Former state senator Jerry Howard of Dexter said many women in the Bootheel get little pre-natal care. There's little in the way of preventive health care in rural areas, he said.

Lack of health insurance remains a major problem, he said.

"We continue to have a high population of under-insured and uninsured, with black males and the unemployed topping the list," Howard said.

The foundation began accepting grant applications on Saturday and plans to award its first grants as early as September. In all, the foundation plans to hand out $20 million in grants this year, said Dr. James Kimmey, foundation president.

Kimmey said the foundation staff plans to monitor closely how the grant money is spent.

William Darrell Jean, chief operating officer for Pemiscot Memorial Health Systems in Hayti, Mo., wants some of that money. He didn't say how much.

Pemiscot Memorial, a non-profit venture, operates a hospital in Hayti and four rural health clinics serving residents in Pemiscot, New Madrid and Dunklin counties.

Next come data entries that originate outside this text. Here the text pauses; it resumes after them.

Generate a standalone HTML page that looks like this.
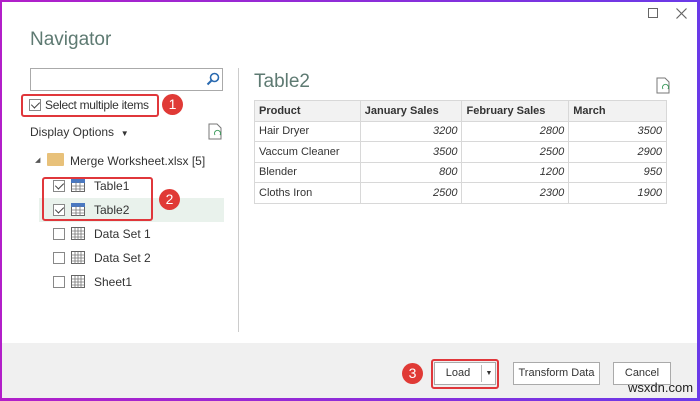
<!DOCTYPE html>
<html><head><style>
*{margin:0;padding:0;box-sizing:border-box}
body{width:700px;height:401px;position:relative;overflow:hidden;font-family:"Liberation Sans",sans-serif;background:linear-gradient(90deg,#b21fc9,#6a3ae8)}
#w{position:absolute;left:2px;top:2px;width:695px;height:396px;background:#fff;overflow:hidden}
.a{position:absolute}
.t{font-size:12px;color:#333;white-space:nowrap}
.cb{position:absolute;width:12px;height:12px;border:1px solid #888;background:#fff}
.cb.c::after{content:"";position:absolute;left:3px;top:0px;width:4px;height:7px;border:solid #444;border-width:0 1.3px 1.3px 0;transform:rotate(45deg)}
.badge{position:absolute;width:21px;height:21px;border-radius:50%;background:#e03a36;color:#fff;font-size:14px;text-align:center;line-height:21px}
.red{position:absolute;border:2px solid #e0373b;border-radius:3px}
table{border-collapse:collapse;font-size:11px;color:#333}
td{border:1px solid #d8d8d8;height:20.5px;padding:0 4px}
td.n{text-align:right;font-style:italic}
tr.h td{background:#f2f2f2;font-weight:bold}
.btn{position:absolute;height:23px;border:1px solid #aaa;background:#fff;font-size:11px;color:#333;text-align:center;line-height:21px}
</style></head><body><div id="w">
<div class="a" style="left:28px;top:27px;font-size:19px;color:#5e7a72">Navigator</div>
<div class="a" style="left:646px;top:6px;width:10px;height:10px;border:1px solid #666"></div>
<svg class="a" style="left:674px;top:6px" width="11" height="11"><path d="M0.5 0.5L10.5 10.5M10.5 0.5L0.5 10.5" stroke="#666" stroke-width="1.2"/></svg>
<div class="a" style="left:28px;top:66px;width:193px;height:23px;border:1px solid #aaa"></div>
<svg class="a" style="left:204px;top:70px" width="14" height="14"><circle cx="8.5" cy="5.5" r="4" fill="none" stroke="#2a6ab0" stroke-width="1.6"/><line x1="5.5" y1="8.5" x2="1.5" y2="12.5" stroke="#2a6ab0" stroke-width="2"/></svg>
<div class="red" style="left:19px;top:92px;width:138px;height:23px"></div>
<div class="cb c" style="left:27px;top:97px"></div>
<div class="a t" style="left:43px;top:96px;font-size:12px;letter-spacing:-0.3px">Select multiple items</div>
<div class="badge" style="left:160px;top:92px">1</div>
<div class="a t" style="left:28px;top:123px">Display Options &nbsp;<span style="font-size:8px">▼</span></div>
<svg class="a" style="left:206px;top:121px" width="14" height="17"><path d="M1 1h8l4 4v11H1z" fill="none" stroke="#777"/><path d="M7 12a3 3 0 1 1 5 0" fill="none" stroke="#3a9a5a"/></svg>
<div class="a" style="left:33px;top:154px;font-size:7px;color:#555">◢</div>
<div class="a" style="left:45px;top:151px;width:17px;height:13px;background:#e8c17a;border-radius:1px"></div>
<div class="a t" style="left:68px;top:152px">Merge Worksheet.xlsx [5]</div>
<div class="a" style="left:37px;top:196px;width:185px;height:24px;background:#e9f2ec"></div>
<div class="red" style="left:40px;top:175px;width:111px;height:44px"></div>
<div class="badge" style="left:157px;top:187px">2</div>
<svg width="0" height="0" style="position:absolute"><defs>
<g id="tb"><rect x="0.5" y="0.5" width="13" height="12" fill="#fff" stroke="#666"/><rect x="0.5" y="0.5" width="13" height="3" fill="#4a78c0" stroke="#4a78c0"/><path d="M0.5 7h13M0.5 10h13M5 3v10M9 3v10" stroke="#777" stroke-width=".8"/></g>
<g id="ds"><rect x="0.5" y="0.5" width="13" height="12" fill="#fff" stroke="#666"/><path d="M0.5 4h13M0.5 7h13M0.5 10h13M4 1v12M7 1v12M10 1v12" stroke="#777" stroke-width=".8"/></g></defs></svg>
<div class="cb c" style="left:51px;top:178px"></div><svg class="a" style="left:69px;top:177px" width="15" height="14"><use href="#tb"/></svg><div class="a t" style="left:92px;top:177px">Table1</div>
<div class="cb c" style="left:51px;top:202px"></div><svg class="a" style="left:69px;top:201px" width="15" height="14"><use href="#tb"/></svg><div class="a t" style="left:92px;top:201px">Table2</div>
<div class="cb" style="left:51px;top:226px"></div><svg class="a" style="left:69px;top:225px" width="15" height="14"><use href="#ds"/></svg><div class="a t" style="left:92px;top:225px">Data Set 1</div>
<div class="cb" style="left:51px;top:250px"></div><svg class="a" style="left:69px;top:249px" width="15" height="14"><use href="#ds"/></svg><div class="a t" style="left:92px;top:249px">Data Set 2</div>
<div class="cb" style="left:51px;top:274px"></div><svg class="a" style="left:69px;top:273px" width="15" height="14"><use href="#ds"/></svg><div class="a t" style="left:92px;top:273px">Sheet1</div>
<div class="a" style="left:236px;top:66px;width:1px;height:264px;background:#ccc"></div>
<div class="a" style="left:252px;top:69px;font-size:19px;color:#5e7a72">Table2</div>
<svg class="a" style="left:654px;top:75px" width="14" height="17"><path d="M1 1h8l4 4v11H1z" fill="none" stroke="#777"/><path d="M7 12a3 3 0 1 1 5 0" fill="none" stroke="#3a9a5a"/></svg>
<table class="a" style="left:252px;top:98px;width:413px">
<colgroup><col style="width:106px"><col style="width:102px"><col style="width:107px"><col style="width:98px"></colgroup>
<tr class="h"><td>Product</td><td>January Sales</td><td>February Sales</td><td>March</td></tr>
<tr><td>Hair Dryer</td><td class="n">3200</td><td class="n">2800</td><td class="n">3500</td></tr>
<tr><td>Vaccum Cleaner</td><td class="n">3500</td><td class="n">2500</td><td class="n">2900</td></tr>
<tr><td>Blender</td><td class="n">800</td><td class="n">1200</td><td class="n">950</td></tr>
<tr><td>Cloths Iron</td><td class="n">2500</td><td class="n">2300</td><td class="n">1900</td></tr>
</table>
<div class="a" style="left:0;top:341px;width:695px;height:60px;background:#f0f0f0"></div>
<div class="badge" style="left:400px;top:361px">3</div>
<div class="red" style="left:429px;top:357px;width:68px;height:30px"></div>
<div class="btn" style="left:432px;top:360px;width:62px"><span style="position:absolute;left:0;width:46px">Load</span><span style="position:absolute;left:46px;top:2px;height:17px;border-left:1px solid #bbb;width:15px;font-size:7px;line-height:17px">▼</span></div>
<div class="btn" style="left:511px;top:360px;width:87px">Transform Data</div>
<div class="btn" style="left:611px;top:360px;width:58px">Cancel</div>
<div class="a" style="left:626px;top:378px;font-size:13px;color:#222">wsxdn.com</div>
</div></body></html>
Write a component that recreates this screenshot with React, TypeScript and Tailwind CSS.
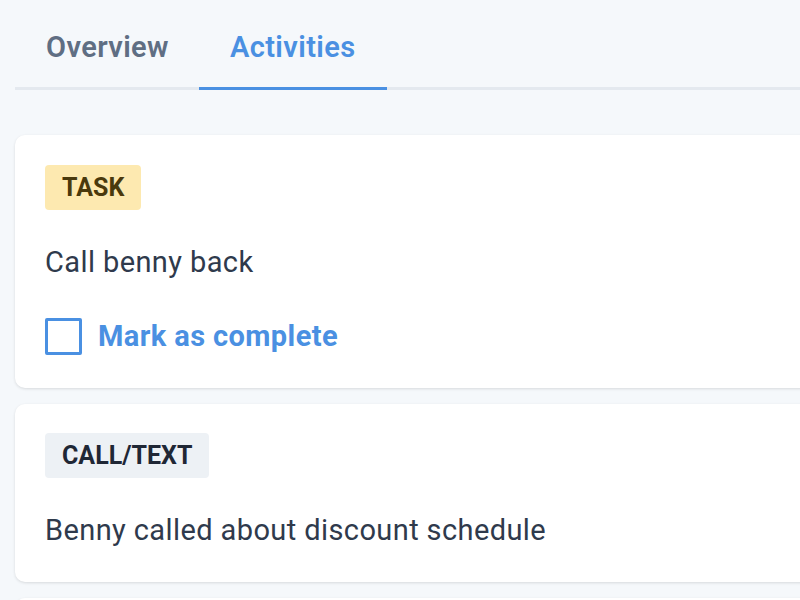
import React from "react";

export default function App() {
  return (
    <div
      className="w-[800px] h-[600px] overflow-hidden bg-[#f5f8fb]"
      style={{ fontFamily: "Roboto, 'Liberation Sans', sans-serif" }}
    >
      <div className="w-[1200px] pl-[15px]">
        {/* Tabs */}
        <div className="flex border-b-[3px] border-[#e4e9ef]">
          <div className="pl-[31px] pr-[30px] pt-[27px] pb-[20px] text-[29px] leading-[40px] tracking-[0.4px] font-semibold text-[#5f6e83]">
            Overview
          </div>
          <div className="px-[31px] pt-[27px] pb-[17px] -mb-[3px] border-b-[3px] border-[#4a90e2] text-[29px] leading-[40px] tracking-[0.4px] font-semibold text-[#4a90e2]">
            Activities
          </div>
        </div>

        {/* Cards */}
        <div className="mt-[45px] flex flex-col gap-4">
          <div className="bg-white rounded-[10px] shadow-[0_1px_3px_rgba(0,0,0,0.12)] pt-[30px] pb-[32px] px-[30px]">
            <div className="flex">
              <span className="h-[45px] flex items-center px-[17px] rounded-[4px] bg-[#fde9b0] text-[#4a390c] text-[25px] font-bold">
                TASK
              </span>
            </div>
            <div className="mt-[32px] text-[29px] leading-[40px] tracking-[0.4px] text-[#2f3a4c]">
              Call benny back
            </div>
            <div className="mt-[34px] h-[40px] flex items-center gap-[16px]">
              <span className="w-[37px] h-[37px] border-[3px] border-[#4a90e2] rounded-[2px] bg-white" />
              <span className="text-[29px] leading-[40px] tracking-[0.4px] font-bold text-[#4a90e2]">
                Mark as complete
              </span>
            </div>
          </div>

          <div className="bg-white rounded-[10px] shadow-[0_1px_3px_rgba(0,0,0,0.12)] pt-[29px] pb-[32px] px-[30px]">
            <div className="flex">
              <span className="h-[45px] flex items-center px-[17px] rounded-[4px] bg-[#edf1f5] text-[#1f2735] text-[25px] font-bold">
                CALL/TEXT
              </span>
            </div>
            <div className="mt-[32px] text-[29px] leading-[40px] tracking-[0.4px] text-[#2f3a4c]">
              Benny called about discount schedule
            </div>
          </div>

          <div className="bg-white rounded-[10px] shadow-[0_1px_3px_rgba(0,0,0,0.12)] h-[200px]" />
        </div>
      </div>
    </div>
  );
}
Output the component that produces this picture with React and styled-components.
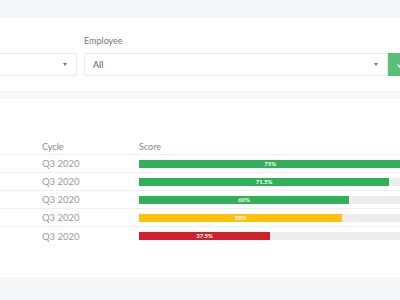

Jean said 90 percent of patients admitted to his hospital are elderly, poor or disabled. The hospital wrote off $2.4 million in uncompensated medical care over the past year.

The hospital delivers about 200 babies a year. Eighty percent are born to unwed mothers, he said.

The hospital, he said, is the medical system of last resort for poverty stricken residents who have nowhere else to turn.

But Jean said that without added funding, the hospital will continue to struggle to recruit doctors and nurses to an area that desperately needs medical care.